Inflation is expected to continue to fall gradually over the first quarter of 2023, as earlier increases in energy and other goods prices drop out of the annual comparison. But how has the industry reacted to the latest rate rise?

marc von grundherr

Marc von Grundherr (pictured), Director of Benham and Reeves, says: “There’s certainly no cold snap on the cards where interest rates are concerned with yet another substantial increase pushing the base rate to a 14-year high.

“This will be as welcomed by homeowners as the proverbial lump of coal on Christmas morning, with those on variable rate products now facing yet another immediate increase in their monthly mortgage payments.

“With many households struggling to heat their homes in these arctic conditions, this will be the last thing they need in the run up to Christmas.”

James Forrester, Barrows & Forrester

James Forrester (pictured), Managing Director of Barrows and Forrester, adds: “A ninth consecutive increase in interest rates will do little to boost a weary property market that is already showing signs of wear and tear due to the higher cost of borrowing, with buyer demand falling and house prices now following suit.

“While a Christmas interest rate increase is as desirable as a pair of socks from your aunty, the silver lining to today’s latest hike is that this should hopefully be the peak, with less chance of a further increase on the cards for 2023.

The New Year should bring a far more settled outlook for the UK property market.”

“Should this be the case, the New Year should bring a far more settled outlook for the UK property market, as we adjust to a new normal following a turbulent few months.”

Mark Harris image

Pundits say the rise to 3.5% is unlikely to be the peak for base rate but Mark Harris (pictured), Chief Executive of mortgage broker SPF Private Clients, says that interest rates don’t needs to, or can go, much higher.

He says: “Fixed rates are influenced by future base rate movements and therefore not directly linked to what is decided this week.

“Indeed, the pricing of fixed-rate mortgages, which soared after the mini-Budget, continues to drift slowly down, with 5-year fixes breaching the 4.5% barrier this week and expected to drop below 4% in the new year.
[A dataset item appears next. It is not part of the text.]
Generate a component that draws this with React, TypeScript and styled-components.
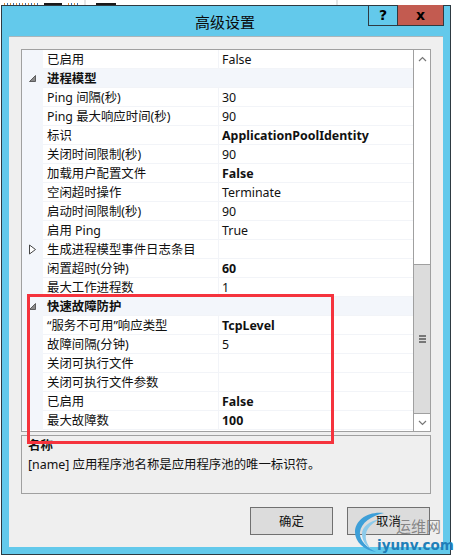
import styled, { createGlobalStyle } from "styled-components";

const FONT = `"Noto Sans", "Noto Sans CJK SC", sans-serif`;

const GlobalStyle = createGlobalStyle`
  html, body {
    margin: 0;
    padding: 0;
    background: #fff;
  }
  * {
    box-sizing: border-box;
  }
`;

const Page = styled.div`
  position: relative;
  width: 458px;
  height: 560px;
  overflow: hidden;
  background: #fff;
  font-family: ${FONT};
  color: #111;
`;

const BackStrip = styled.div`
  display: flex;
  height: 5px;
  overflow: hidden;
`;

const BackCell = styled.div<{ $width: number }>`
  display: flex;
  align-items: flex-end;
  gap: 6px;
  width: ${(p) => p.$width}px;
  height: 5px;
  padding-left: 4px;
  border-right: 2px solid #e6e6e6;
`;

const Speck = styled.div<{ $width: number; $dark?: boolean }>`
  width: ${(p) => p.$width}px;
  height: 2px;
  background: ${(p) =>
    p.$dark
      ? "#1a1a1a"
      : "repeating-linear-gradient(90deg, #d98a3a 0 1px, #fff 1px 3px, #3a6fb0 3px 4px, #fff 4px 6px)"};
`;

const Window = styled.div`
  display: flex;
  flex-direction: column;
  width: 450px;
  height: 550px;
  margin-left: 1px;
  border: 1px solid #2e3a42;
  background: #63c9eb;
`;

const TitleBar = styled.div`
  position: relative;
  display: flex;
  justify-content: center;
  height: 30px;
  flex-shrink: 0;
  font-size: 15px;
  line-height: 30px;
  color: #0a0a0a;
`;

const TitleText = styled.span`
  margin-left: -2px;
  margin-top: 1px;
`;

const CaptionButtons = styled.div`
  position: absolute;
  top: -1px;
  right: 6px;
  display: flex;
  height: 21px;
  border: 1px solid #2e3a42;
  border-top: none;
`;

const CaptionButton = styled.div<{ $close?: boolean }>`
  display: flex;
  align-items: center;
  justify-content: center;
  width: ${(p) => (p.$close ? 46 : 28)}px;
  background: ${(p) => (p.$close ? "#c35b50" : "transparent")};
  border-left: ${(p) => (p.$close ? "1px solid #2e3a42" : "none")};
  font-family: "DejaVu Sans", sans-serif;
  font-size: 14px;
  font-weight: 700;
  line-height: 1;
  color: #000;
`;

const Panel = styled.div`
  display: flex;
  flex-direction: column;
  flex: 1;
  margin: 0 7px 7px 7px;
  padding: 12px 12px 0 12px;
  background: #efefef;
  border-top: 1px solid #a9b6bc;
`;

const Grid = styled.div`
  display: flex;
  height: 383px;
  flex-shrink: 0;
  border: 1px solid #a0a0a0;
  background: #fff;
`;

const Rows = styled.div`
  display: flex;
  flex-direction: column;
  flex: 1;
  min-width: 0;
`;

const Row = styled.div<{ $category?: boolean }>`
  display: grid;
  grid-template-columns: 21px 175px 1fr;
  height: 19px;
  flex-shrink: 0;
  font-size: 12.4px;
  line-height: 19px;
  background: ${(p) => (p.$category ? "#f3f6fb" : "#fff")};
  font-weight: ${(p) => (p.$category ? 700 : 400)};
  box-shadow: inset 0 -1px 0 #f2f4f8;
`;

const Gutter = styled.div`
  display: flex;
  align-items: center;
  justify-content: center;
  background: #f3f6fb;
`;

const NameCell = styled.div`
  padding-left: 4px;
  white-space: nowrap;
`;

const ValueCell = styled.div<{ $bold?: boolean }>`
  padding-left: 3px;
  font-weight: ${(p) => (p.$bold ? 700 : 400)};
  border-left: 1px solid #f2f4f8;
  white-space: nowrap;
`;

const ScrollBar = styled.div`
  display: flex;
  flex-direction: column;
  width: 17px;
  flex-shrink: 0;
  border-left: 1px solid #a0a0a0;
  background: #fff;
`;

const ScrollButton = styled.div`
  display: flex;
  align-items: center;
  justify-content: center;
  height: 17px;
  flex-shrink: 0;
  background: #fff;
`;

const ScrollTrack = styled.div`
  height: 197px;
  flex-shrink: 0;
`;

const ScrollThumb = styled.div`
  display: flex;
  flex-direction: column;
  flex: 1;
  align-items: center;
  justify-content: center;
  gap: 1px;
  background: #dcdcdc;
  border-top: 1px solid #a0a0a0;
  border-bottom: 1px solid #a0a0a0;
`;

const GripLine = styled.div`
  width: 7px;
  height: 2px;
  background: #777;
`;

const Description = styled.div`
  height: 59px;
  margin-top: 3px;
  padding: 0 6px;
  flex-shrink: 0;
  border: 1px solid #a0a0a0;
  font-size: 12.4px;
  line-height: 19px;
`;

const DescriptionTitle = styled.div`
  font-weight: 700;
`;

const Footer = styled.div`
  display: flex;
  justify-content: flex-end;
  gap: 14px;
  margin-top: 13px;
  padding-right: 1px;
`;

const FooterButton = styled.div`
  display: flex;
  align-items: center;
  justify-content: center;
  width: 83px;
  height: 28px;
  border: 1px solid #707070;
  background: #dcdcdc;
  font-size: 12.4px;
`;

const Highlight = styled.div`
  position: absolute;
  left: 27px;
  top: 294px;
  width: 307px;
  height: 150px;
  border: 3px solid #f5333d;
  pointer-events: none;
`;

const Watermark = styled.div`
  position: absolute;
  left: 354px;
  top: 512px;
  width: 104px;
  height: 48px;
  pointer-events: none;
`;

const WatermarkSwirl = styled.svg`
  position: absolute;
  left: 0;
  top: 0;
`;

const WatermarkName = styled.div`
  position: absolute;
  left: 42px;
  top: 4px;
  font-size: 15px;
  line-height: 20px;
  color: rgba(110, 110, 110, 0.8);
`;

const WatermarkDomain = styled.div`
  position: absolute;
  left: 23px;
  top: 23px;
  font-family: "DejaVu Sans", sans-serif;
  font-size: 13.5px;
  font-weight: 700;
  line-height: 20px;
  color: #1f7fb8;
`;

type RowData = {
  name: string;
  value?: string;
  bold?: boolean;
  kind?: "category" | "collapsed";
};

const rows: RowData[] = [
  { name: "已启用", value: "False" },
  { name: "进程模型", kind: "category" },
  { name: "Ping 间隔(秒)", value: "30" },
  { name: "Ping 最大响应时间(秒)", value: "90" },
  { name: "标识", value: "ApplicationPoolIdentity", bold: true },
  { name: "关闭时间限制(秒)", value: "90" },
  { name: "加载用户配置文件", value: "False", bold: true },
  { name: "空闲超时操作", value: "Terminate" },
  { name: "启动时间限制(秒)", value: "90" },
  { name: "启用 Ping", value: "True" },
  { name: "生成进程模型事件日志条目", kind: "collapsed" },
  { name: "闲置超时(分钟)", value: "60", bold: true },
  { name: "最大工作进程数", value: "1" },
  { name: "快速故障防护", kind: "category" },
  { name: "“服务不可用”响应类型", value: "TcpLevel", bold: true },
  { name: "故障间隔(分钟)", value: "5" },
  { name: "关闭可执行文件" },
  { name: "关闭可执行文件参数" },
  { name: "已启用", value: "False", bold: true },
  { name: "最大故障数", value: "100", bold: true },
];

const ExpandedIcon = () => (
  <svg width="9" height="9" viewBox="0 0 9 9">
    <path d="M7.5 1.5V7.5H1.5Z" fill="#8a8a8a" stroke="#444" strokeWidth="0.8" />
  </svg>
);

const CollapsedIcon = () => (
  <svg width="9" height="11" viewBox="0 0 9 11">
    <path d="M1.5 1V10L7.5 5.5Z" fill="#fff" stroke="#444" strokeWidth="1" />
  </svg>
);

const App = () => {
  return (
    <Page>
      <GlobalStyle />
      <BackStrip>
        <BackCell $width={86}>
          <Speck $width={34} />
          <Speck $width={18} $dark />
          <Speck $width={10} />
        </BackCell>
        <BackCell $width={252}>
          <Speck $width={0} />
          <Speck $width={20} $dark />
        </BackCell>
      </BackStrip>
      <Window>
        <TitleBar>
          <TitleText>高级设置</TitleText>
          <CaptionButtons>
            <CaptionButton>?</CaptionButton>
            <CaptionButton $close>x</CaptionButton>
          </CaptionButtons>
        </TitleBar>
        <Panel>
          <Grid>
            <Rows>
              {rows.map((row, i) => (
                <Row key={i} $category={row.kind === "category"}>
                  <Gutter>
                    {row.kind === "category" && <ExpandedIcon />}
                    {row.kind === "collapsed" && <CollapsedIcon />}
                  </Gutter>
                  <NameCell>{row.name}</NameCell>
                  {row.kind === "category" ? (
                    <div />
                  ) : (
                    <ValueCell $bold={row.bold}>{row.value}</ValueCell>
                  )}
                </Row>
              ))}
            </Rows>
            <ScrollBar>
              <ScrollButton>
                <svg width="9" height="6" viewBox="0 0 9 6">
                  <path d="M1 5L4.5 1.5L8 5" fill="none" stroke="#777" strokeWidth="1.2" />
                </svg>
              </ScrollButton>
              <ScrollTrack />
              <ScrollThumb>
                <GripLine />
                <GripLine />
                <GripLine />
              </ScrollThumb>
              <ScrollButton>
                <svg width="9" height="6" viewBox="0 0 9 6">
                  <path d="M1 1L4.5 4.5L8 1" fill="none" stroke="#777" strokeWidth="1.2" />
                </svg>
              </ScrollButton>
            </ScrollBar>
          </Grid>
          <Description>
            <DescriptionTitle>名称</DescriptionTitle>
            <div>[name] 应用程序池名称是应用程序池的唯一标识符。</div>
          </Description>
          <Footer>
            <FooterButton>确定</FooterButton>
            <FooterButton>取消</FooterButton>
          </Footer>
        </Panel>
      </Window>
      <Highlight />
      <Watermark>
        <WatermarkSwirl width="44" height="44" viewBox="0 0 44 44">
          <path d="M30 1C14 -1 1 8 1 20C1 30 10 38 22 40C12 35 5 28 6 20C7 11 17 4 30 1Z" fill="#3d9fd8" />
          <path d="M26 7C15 9 8 15 8 22C8 28 11 33 17 37C13 32 11 27 12 22C13 16 18 11 26 7Z" fill="#8ccaea" />
        </WatermarkSwirl>
        <WatermarkName>运维网</WatermarkName>
        <WatermarkDomain>iyunv.com</WatermarkDomain>
      </Watermark>
    </Page>
  );
};

export default App;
Come 2023, we could see 5-year fixes priced below base rate.”

Dominic Agace image

Dominic Agace, Chief Executive of Winkworth (pictured), says he expects the increase to have a muted effect, with rates on 2 and 5-year fixes set to continue to decline into the New Year to reflect the return of swap rates to pre-mini budget levels easing pressures on those coming off fixed rates in 2023.

He adds: “Clearly, rates continuing to rise will affect housing confidence but it does feel that a flatter trajectory now being predicted and reduced fixed rate costs has improved the outlook for 2023, compared with the immediate aftermath of the mini budget.”
People move for different reasons and that isn’t going to change.”

onthemarket

Jason Tebb, Chief Executive of OnTheMarket, adds: “The ninth rate rise in as many meetings will further exacerbate increasingly stretched affordability and is bound to affect the confidence of the average property-seeker.”
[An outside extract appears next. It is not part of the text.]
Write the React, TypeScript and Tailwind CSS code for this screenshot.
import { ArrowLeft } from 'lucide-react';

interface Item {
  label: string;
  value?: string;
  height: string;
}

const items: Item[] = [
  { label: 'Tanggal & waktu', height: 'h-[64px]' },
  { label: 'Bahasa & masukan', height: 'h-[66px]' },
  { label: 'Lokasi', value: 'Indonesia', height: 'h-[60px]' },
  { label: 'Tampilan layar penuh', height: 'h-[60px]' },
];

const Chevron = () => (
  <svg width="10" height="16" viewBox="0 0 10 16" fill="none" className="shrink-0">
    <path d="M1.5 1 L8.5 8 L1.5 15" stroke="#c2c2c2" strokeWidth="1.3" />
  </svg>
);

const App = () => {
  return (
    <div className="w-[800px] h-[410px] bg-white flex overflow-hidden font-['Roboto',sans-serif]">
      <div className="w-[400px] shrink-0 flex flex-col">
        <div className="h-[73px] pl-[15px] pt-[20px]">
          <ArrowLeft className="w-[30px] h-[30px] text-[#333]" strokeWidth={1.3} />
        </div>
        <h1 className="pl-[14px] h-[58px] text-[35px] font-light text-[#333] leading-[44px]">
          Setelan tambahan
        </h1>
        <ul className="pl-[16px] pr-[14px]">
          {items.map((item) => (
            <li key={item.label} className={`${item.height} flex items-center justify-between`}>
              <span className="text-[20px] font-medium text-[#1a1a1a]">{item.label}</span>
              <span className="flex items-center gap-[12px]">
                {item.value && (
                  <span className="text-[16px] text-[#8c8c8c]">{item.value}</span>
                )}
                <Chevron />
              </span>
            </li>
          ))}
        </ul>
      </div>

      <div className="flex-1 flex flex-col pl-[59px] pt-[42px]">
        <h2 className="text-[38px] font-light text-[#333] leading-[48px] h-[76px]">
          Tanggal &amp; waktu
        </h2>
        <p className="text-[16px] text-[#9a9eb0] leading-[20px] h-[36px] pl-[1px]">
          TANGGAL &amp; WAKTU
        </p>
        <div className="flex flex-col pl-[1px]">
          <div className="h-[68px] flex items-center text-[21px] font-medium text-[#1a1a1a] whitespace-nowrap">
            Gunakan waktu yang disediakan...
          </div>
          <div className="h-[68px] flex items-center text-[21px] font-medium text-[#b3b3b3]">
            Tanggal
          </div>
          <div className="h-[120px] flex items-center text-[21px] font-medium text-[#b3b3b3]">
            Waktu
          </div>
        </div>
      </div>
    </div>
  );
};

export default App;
But he says: “The housing market continues to rebalance in terms of supply and demand, with the aspiration to buy property remaining despite everything.

“People move for different reasons and that isn’t going to change, even if market conditions are tougher.”

Jeremy Leaf

Jeremy Leaf, north London estate agent and a former RICS residential chairman, says: “Such a substantial increase in base rate is alarming, particularly for its impact on confidence to buy property, which can compromise activity in the housing market.

“However, this rise has been expected for some time, with lenders already factoring it into pricing of fixed-rate mortgages. Indeed, brokers tell us that they don’t expect these to go any higher; if anything, they are likely to stay the same or continue falling slowly.

“Existing sales are proceeding, while new buyers are thin on the ground and deciding on next steps over the holiday period. We expect them to slowly return but negotiate hard, aware that the balance has shifted very quickly their way and they will do their best to take advantage.”

STIMULUS

Tomer Aboody

Tomer Aboody (pictured), Director of lender MT Finance, says the government would be wise to consider some kind of market stimulus to boost the housing market.

He says: Although borrowers will feel that rate rises are coming thick and fast, hopefully this will succeed in getting double-digit inflation under control quicker. The Prime Minister and his team will then need to come up with some stimulus to turn up the economy and ensure the hurt isn’t long term.

“As rates rise and the cost-of-living increases, the negative impact on the housing market is inevitable. Given the importance of the housing market to the wider economy, the government needs to provide some form of assistance to stimulate the market.

“This could take the form of a restructure of stamp duty or some form of mortgage interest tax relief to alleviate some of the many stresses that borrowers will face in coming months.”


2 Comments

  1. The Bank of England base rate has gone from 0.1% in November 2021, to 3.5%, that is a 35 x’s multiplier in 12 months. Inflation in November 2021 was 5.99% now it is 10.7%. The average mortgage in the UK is £118,000. For a first time buyer and that is one third of buyers each year 403,000 of them, those getting a mortgage borrow £195,000 on average.

    Given that by mid 2023, the base rate is likely to be 4.5% plus, I see that until the Russian war ends, the housing market will be similar to 2008.